Sie vermeiden jede Art von Aktionismus, verbal wie operativ!


Beide Formen von Aktionismus (viele nennen den verbalen Aktionismus auch Geschwätzigkeit) waren, gepaart mit hierarchisch formellen Verhaltensmustern die Hauptursache für in der Luftfahrt steigende Unfallraten bis zur Einführung des CRM in den 1980er Jahren.

Aktionismus ist eine der Hauptursachen für Führungs- und Teamversagen.




Anders war es nicht zu erklären, dass drei hocherfahrene Piloten einen Jet leer flogen und mitten in der Nacht in einem Vorortwäldchen einer amerikanischen Großstadt notlanden mussten, weil sie sich zu dritt mit Hingabe dem Austausch eines 10 Cent Lämpchen widmeten, das zu dieser Zeit keine wichtige Bedeutung hatte. Unterdessen bemerkte niemand, trotz voll funktionierender Warnhinweise, dass der Maschine in der Warteschleife der Sprit ausging.
Ein Beispiel von sehr vielen.

Aktionismus ist ein zunehmend verbreitetes Phänomen, nicht nur in unserer schnelllebigen Gesellschaft. Er spiegelt oft das Handlungsmuster in Unternehmen wider – bis in höchste Etagen.

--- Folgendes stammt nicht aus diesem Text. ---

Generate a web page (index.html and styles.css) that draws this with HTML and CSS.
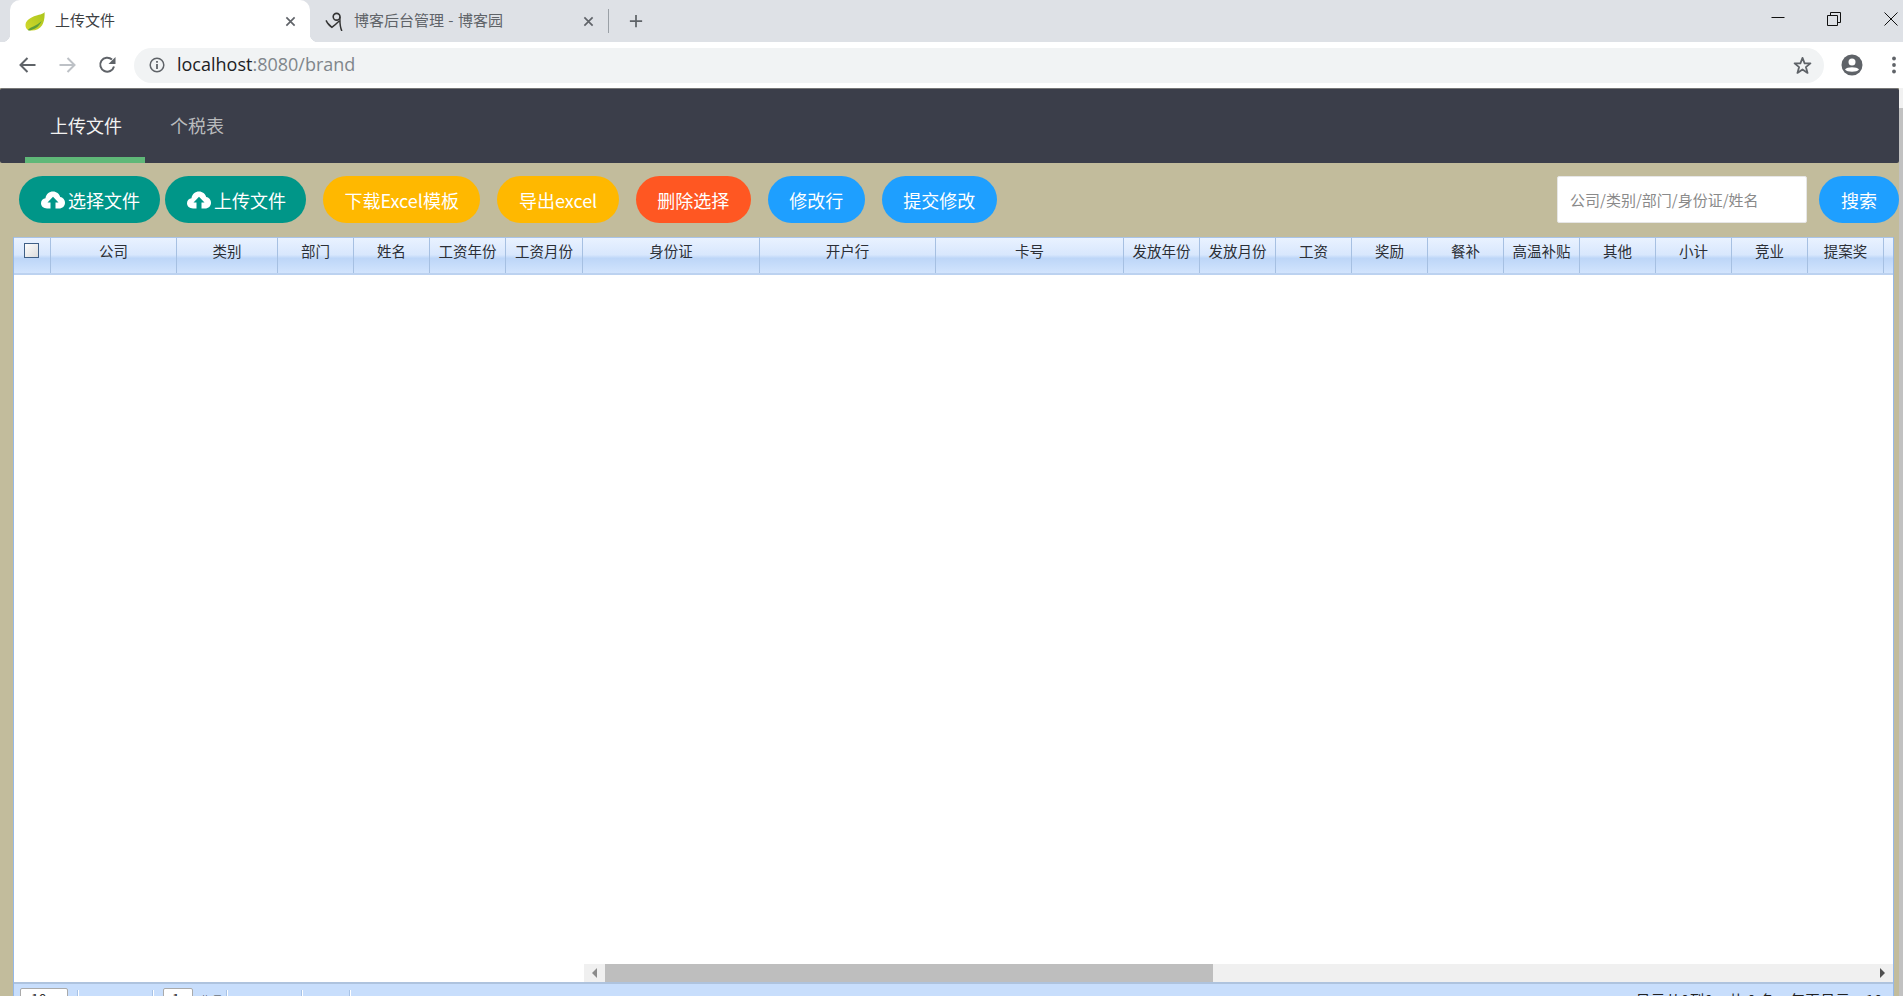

Das Beispiel von United Flug 173 ist 1:1 übertragbar auf Unternehmen, die strotzend vor Jahrzehnte langer Gesundheit, in einem schnellen Wandel der Umgebungsfaktoren, krank schleichend nach wenigen Jahren von der Bildfläche verschwinden. Sie beschäftigen sich in einem Dunstkreis des Vergangenen und Unwichtigen mit sich selbst und finden vor lauter Aktionismus im eigenen Nebel den rettenden Ausweg nicht.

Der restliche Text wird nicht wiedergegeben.